Sunday, September 06, 2009

The Evolution of God

Robert Wright's new book The Evolution of God sounds like an interesting read, although I can't help but be reminded of this passage from G.K. Chesterton's Everlasting Man:
One of my first journalistic adventures, or misadventures, concerned a comment on Grant Allen, who had written a book about the Evolution of the Idea of God. I happened to remark that it would be much more interesting if God wrote a book about the evolution of the idea of Grant Allen. And I remember that the editor objected to my remark on the ground that it was blasphemous; which naturally amused me not a little. For the joke of it was, of course, that it never occurred to him to notice the title of the book itself, which really was blasphemous; for it was, when translated into English, 'I will show you how this nonsensical notion that there is God grew up among men.' * * *

The editor had not seen the point, because in the title of the book the long word came at the beginning and the short word at the end; whereas in my comments the short word came at the beginning and gave him a sort of shock.
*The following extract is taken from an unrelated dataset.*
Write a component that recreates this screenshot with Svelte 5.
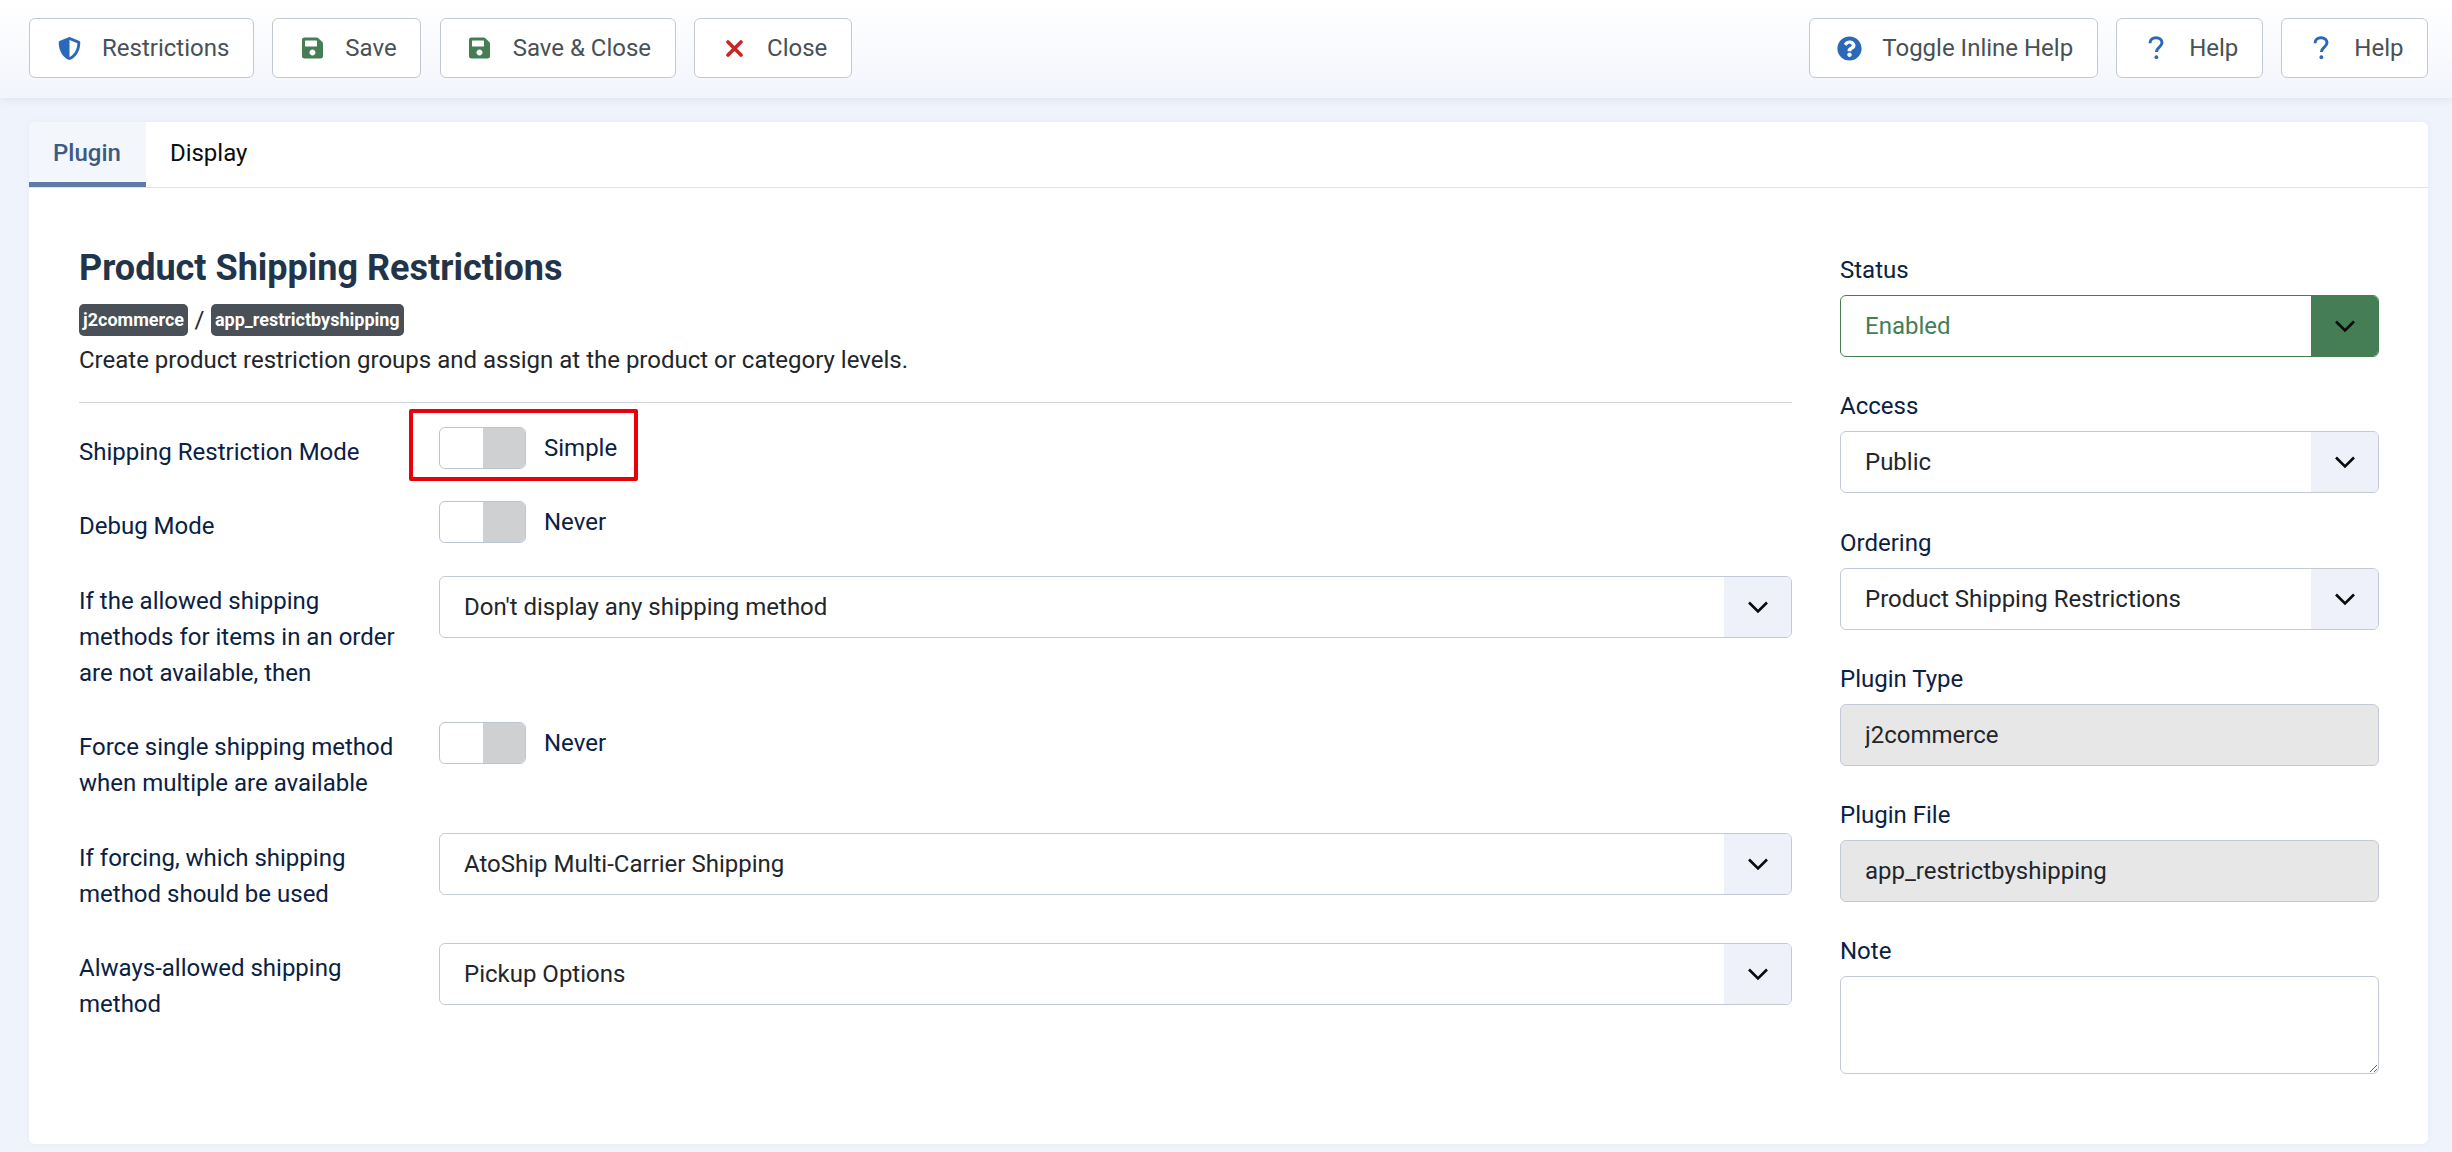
<script>
  const save = "M433.941 129.941l-83.882-83.882A48 48 0 0 0 316.118 32H48C21.49 32 0 53.49 0 80v352c0 26.51 21.49 48 48 48h352c26.51 0 48-21.49 48-48V163.882a48 48 0 0 0-14.059-33.941zM224 416c-35.346 0-64-28.654-64-64 0-35.346 28.654-64 64-64s64 28.654 64 64c0 35.346-28.654 64-64 64zm96-304.52V212c0 6.627-5.373 12-12 12H76c-6.627 0-12-5.373-12-12V108c0-6.627 5.373-12 12-12h228.52c3.183 0 6.235 1.264 8.485 3.515l3.48 3.48A11.996 11.996 0 0 1 320 111.48z";
  const shield = "M466.5 83.7l-192-80a48.15 48.15 0 0 0-36.9 0l-192 80C27.7 91.1 16 108.6 16 128c0 198.5 114.5 335.7 221.5 380.3 11.8 4.9 25.1 4.9 36.9 0C360.1 472.6 496 349.3 496 128c0-19.4-11.7-36.9-29.5-44.3zM256.1 446.3l-.1-381 175.9 73.3c-3.3 151.4-82.1 261.1-175.8 307.7z";
  const circle = "M504 256c0 136.997-111.043 248-248 248S8 392.997 8 256C8 119.083 119.043 8 256 8s248 111.083 248 248zM262.655 90c-54.497 0-89.255 22.957-116.549 63.758-3.536 5.286-2.353 12.415 2.715 16.258l34.699 26.31c5.205 3.947 12.621 3.008 16.665-2.122 17.864-22.658 30.113-35.797 57.303-35.797 20.429 0 45.698 13.148 45.698 32.958 0 14.976-12.363 22.667-32.534 33.976C247.128 238.528 216 254.941 216 296v4c0 6.627 5.373 12 12 12h56c6.627 0 12-5.373 12-12v-1.333c0-28.462 83.186-29.647 83.186-106.667 0-58.002-60.165-102-116.531-102zM256 338c-25.365 0-46 20.635-46 46 0 25.364 20.635 46 46 46s46-20.636 46-46c0-25.365-20.635-46-46-46z";
</script>

{#snippet chevron()}
  <svg class="chev" viewBox="0 0 22 14" aria-hidden="true"><path d="M2 2.5 L11 11.5 L20 2.5" /></svg>
{/snippet}

{#snippet select(value, cls = '')}
  <div class="select {cls}">
    <select><option>{value}</option></select>
    <span class="caret">{@render chevron()}</span>
  </div>
{/snippet}

{#snippet toggle(value, marked = false)}
  <div class="switch-row">
    <span class="switch"><span class="on"></span><span class="off"></span></span>
    <span class="switch-text">{value}</span>
    {#if marked}<span class="callout"></span>{/if}
  </div>
{/snippet}

<header class="toolbar">
  <div class="group group-left">
    <button class="btn">
      <span class="ico"><svg class="blue" width="23" height="23" viewBox="0 0 512 512"><path d={shield} /></svg></span>Restrictions
    </button>
    <button class="btn">
      <span class="ico"><svg class="green" width="21" height="24" viewBox="0 0 448 512"><path d={save} /></svg></span>Save
    </button>
    <button class="btn">
      <span class="ico"><svg class="green" width="21" height="24" viewBox="0 0 448 512"><path d={save} /></svg></span>Save &amp; Close
    </button>
    <button class="btn">
      <span class="ico"><svg class="cross" width="17" height="17" viewBox="0 0 17 17"><path d="M2 2 L15 15 M15 2 L2 15" /></svg></span>Close
    </button>
  </div>
  <div class="group group-right">
    <button class="btn">
      <span class="ico"><svg class="blue" width="25" height="25" viewBox="0 0 512 512"><path d={circle} /></svg></span>Toggle Inline Help
    </button>
    <button class="btn">
      <span class="ico"><svg class="q" width="16" height="24" viewBox="0 0 16 24"><path d="M2 7.2 C2 3.6 4.6 1.7 8 1.7 C11.5 1.7 14 3.7 14 6.8 C14 11 8.4 11.2 8.4 16" /><circle cx="8.4" cy="21.2" r="1.9" /></svg></span>Help
    </button>
    <button class="btn">
      <span class="ico"><svg class="q" width="16" height="24" viewBox="0 0 16 24"><path d="M2 7.2 C2 3.6 4.6 1.7 8 1.7 C11.5 1.7 14 3.7 14 6.8 C14 11 8.4 11.2 8.4 16" /><circle cx="8.4" cy="21.2" r="1.9" /></svg></span>Help
    </button>
  </div>
</header>

<main class="card">
  <nav class="tabs">
    <span class="tab active">Plugin</span>
    <span class="tab">Display</span>
  </nav>
  <div class="columns">
    <section class="left">
      <h1>Product Shipping Restrictions</h1>
      <div class="badges"><span class="badge">j2commerce</span><span class="slash">/</span><span class="badge">app_restrictbyshipping</span></div>
      <p class="desc">Create product restriction groups and assign at the product or category levels.</p>
      <hr />
      <div class="row">
        <label>Shipping Restriction Mode</label>
        {@render toggle('Simple', true)}
      </div>
      <div class="row">
        <label>Debug Mode</label>
        {@render toggle('Never')}
      </div>
      <div class="row">
        <label>If the allowed shipping methods for items in an order are not available, then</label>
        {@render select("Don't display any shipping method")}
      </div>
      <div class="row">
        <label>Force single shipping method when multiple are available</label>
        {@render toggle('Never')}
      </div>
      <div class="row">
        <label>If forcing, which shipping method should be used</label>
        {@render select('AtoShip Multi-Carrier Shipping')}
      </div>
      <div class="row">
        <label>Always-allowed shipping method</label>
        {@render select('Pickup Options')}
      </div>
    </section>
    <aside class="right">
      <div class="field"><label>Status</label>{@render select('Enabled', 'success')}</div>
      <div class="field"><label>Access</label>{@render select('Public')}</div>
      <div class="field"><label>Ordering</label>{@render select('Product Shipping Restrictions')}</div>
      <div class="field"><label>Plugin Type</label><input class="ro" value="j2commerce" readonly /></div>
      <div class="field"><label>Plugin File</label><input class="ro" value="app_restrictbyshipping" readonly /></div>
      <div class="field"><label>Note</label><textarea></textarea></div>
    </aside>
  </div>
</main>

<style>
  :global(body) {
    margin: 0;
    background: #eff3fb;
    font-family: Roboto, "Liberation Sans", sans-serif;
    font-size: 24px;
    line-height: 36px;
    color: #22262a;
    min-height: 1152px;
  }
  .toolbar {
    display: flex;
    justify-content: space-between;
    height: 98px;
    box-sizing: border-box;
    padding: 18px 24px 0 29px;
    background: linear-gradient(180deg, #ffffff 0%, #f2f5fb 100%);
    box-shadow: 0 1px 8px rgba(50, 70, 110, 0.1);
  }
  .group { display: flex; }
  .group-left { gap: 18.5px; }
  .group-right { gap: 18.5px; }
  .btn {
    display: flex;
    align-items: center;
    height: 60px;
    box-sizing: border-box;
    padding: 0 23.5px 0 25px;
    background: #fff;
    border: 1.5px solid #c3c9d0;
    border-radius: 6px;
    font: inherit;
    color: #495057;
    white-space: nowrap;
  }
  .ico {
    display: flex;
    align-items: center;
    justify-content: center;
    width: 28px;
    margin-right: 19px;
  }
  .blue { fill: #2a69b8; }
  .green { fill: #457d54; }
  .cross { fill: none; stroke: #c52827; stroke-width: 3.6; stroke-linecap: round; }
  .q { fill: #2a69b8; }
  .q path { fill: none; stroke: #2a69b8; stroke-width: 3; }

  .card {
    margin: 24px 24px 0 29px;
    height: 1022px;
    box-sizing: border-box;
    background: #fff;
    border-radius: 6px;
    box-shadow: 0 0 6px rgba(60, 80, 130, 0.05);
  }
  .tabs {
    display: flex;
    height: 66px;
    box-sizing: border-box;
    border-bottom: 1.5px solid #dfe3e7;
  }
  .tab {
    display: flex;
    align-items: center;
    padding: 0 24px 3px;
    color: #0c0c0c;
  }
  .tab.active {
    background: #f3f6fb;
    color: #3d5a80;
    font-weight: 500;
    padding-right: 25px;
    box-shadow: inset 0 -5px 0 #5d7ba4;
    border-radius: 6px 0 0 0;
  }
  .columns {
    display: flex;
    gap: 48px;
    padding: 59px 49px 0 50px;
  }
  .left { width: 1713px; flex: none; }
  .right { flex: 1; padding-top: 5px; }
  h1 {
    margin: 0 0 14px;
    font-size: 36px;
    line-height: 43px;
    font-weight: 700;
    color: #22344a;
  }
  .badges { display: flex; align-items: center; height: 32px; gap: 6.5px; }
  .badge {
    display: block;
    height: 32px;
    line-height: 32px;
    padding: 0 4px;
    border-radius: 5px;
    background: #495057;
    color: #fff;
    font-size: 18px;
    font-weight: 700;
  }
  .slash { line-height: 26px; }
  .desc { margin: 6px 0 0; }
  hr { margin: 24px 0; border: 0; border-top: 1.5px solid #d3d6da; height: 0; }
  .row {
    display: grid;
    grid-template-columns: 360px 1fr;
    margin-bottom: 31.4px;
    align-items: start;
  }
  label { color: #0a2144; display: block; }
  .row label { padding: 7px 30px 0 0; }
  .field { margin-bottom: 31.3px; }
  .field label { margin-bottom: 7px; }

  .switch-row { display: flex; align-items: center; gap: 18px; height: 42px; position: relative; }
  .switch {
    display: flex;
    width: 87px;
    height: 42px;
    box-sizing: border-box;
    border: 1.5px solid #bcc5d2;
    border-radius: 6px;
    overflow: hidden;
    background: #fff;
  }
  .switch span { flex: 1; }
  .off { background: #cfd0d2; }
  .switch-text { color: #0a2144; }
  .callout {
    position: absolute;
    left: -30px;
    top: -18px;
    width: 229px;
    height: 72px;
    box-sizing: border-box;
    border: 4px solid #e8000b;
    border-radius: 2px;
  }

  .select {
    display: flex;
    height: 62px;
    box-sizing: border-box;
    border: 1.5px solid #c3c9d6;
    border-radius: 6px;
    overflow: hidden;
    background: #fff;
  }
  select {
    flex: 1;
    min-width: 0;
    appearance: none;
    border: 0;
    background: transparent;
    padding: 0 24px;
    font: inherit;
    color: #22262a;
    outline: none;
  }
  .caret {
    display: flex;
    align-items: center;
    justify-content: center;
    width: 67px;
    flex: none;
    background: #eef1fa;
  }
  .chev { width: 22px; height: 14px; fill: none; stroke: #0a0a0a; stroke-width: 2.6; }
  .success { border-color: #457d54; }
  .success select { color: #457d54; }
  .success .caret { background: #457d54; }

  .ro, textarea {
    display: block;
    width: 100%;
    box-sizing: border-box;
    border: 1.5px solid #c3c9d6;
    border-radius: 6px;
    font: inherit;
    color: #22262a;
    outline: none;
  }
  .ro { height: 62px; padding: 0 24px; background: #e7e7e7; }
  textarea { height: 98px; background: #fff; padding: 7px 24px; }
</style>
I have noticed that if you put a word like God into the same sentence with a word like dog, these abrupt and angular words affect people like pistol-shots. Whether you say that God made the dog or the dog made God does not seem to matter; that is only one of the sterile disputations of the too subtle theologians. But so long as you begin with a long word like evolution the rest will roll harmlessly past; very probably the editor had not read the whole of the title, for it is rather a long title and he was rather a busy man.

2 Comments:

Blogger Joseph said...

What are the implications of the title "The Evolution of Physics"?

11:07 PM  
Blogger Chris Lansdown said...

The excerpt from Chapter 20 ("Well, aren't we special") makes the book sound pretty dumb, actually.

(For example, that the author thinks that there's clearly been a moral progression in history is so fraught with assuming his conclusion -- alternatively, with assuming a really stupid moral code as the zenith of moral development -- makes whatever reasoning was used in the rest of the book seem unlikely to be of quality.)

What makes you think that this is going to be an interesting book?